2015/08/04

Lâmpada

Esta noite, nunca tinha acontecido, acordei para escrever uma frase. Não propriamente uma frase, mas a sua estrutura, a sua forma. Uma frase composta, interminável, com sentido, sem sentido, morfologicamente pobre, despida do seu corpo, adjectivos, substantivos, mas com as vírgulas exactas, as pausas exactas, a cadência certa. Uma frase para ser lida em voz alta. De manhã, quando acordei (de um pulo porque, por causa do vinho e dos comprimidos, não escutei o despertador), fui lê-la. Pareceu-me ultrapassada, antiquada, aborrecida, sobretudo pretensiosa.

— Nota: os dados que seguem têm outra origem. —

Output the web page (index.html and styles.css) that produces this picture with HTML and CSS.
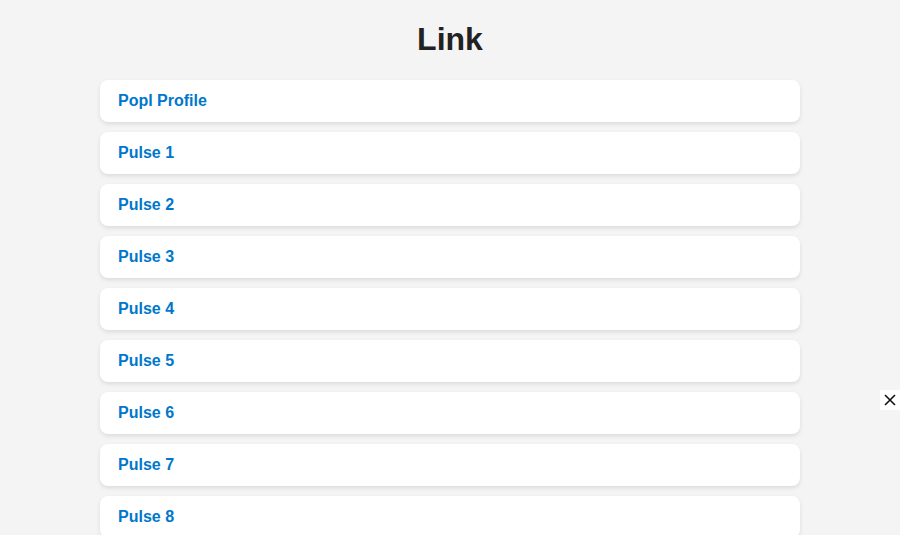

Já não se escreve assim. Hoje em dia, a forma pouco interessa. Diz-se muito, mas tão pobremente, tão desconsoladamente, faz-se uma literatura que não cuida da elegância e da beleza. Por exemplo, há palavras que, de tão feias, nunca utilizarei. Javardo. Esgalhado. Reverberação. Prefiro ter pouco ou nada a dizer, mas fazê-lo de forma a embalar quem me lê. A música de um texto é importante. A frase que escrevi era sobre um nariz. Encontrei também, junto do caderno, a lâmpada do candeeiro da mesinha de cabeceira. Não me lembro de a ter tirado.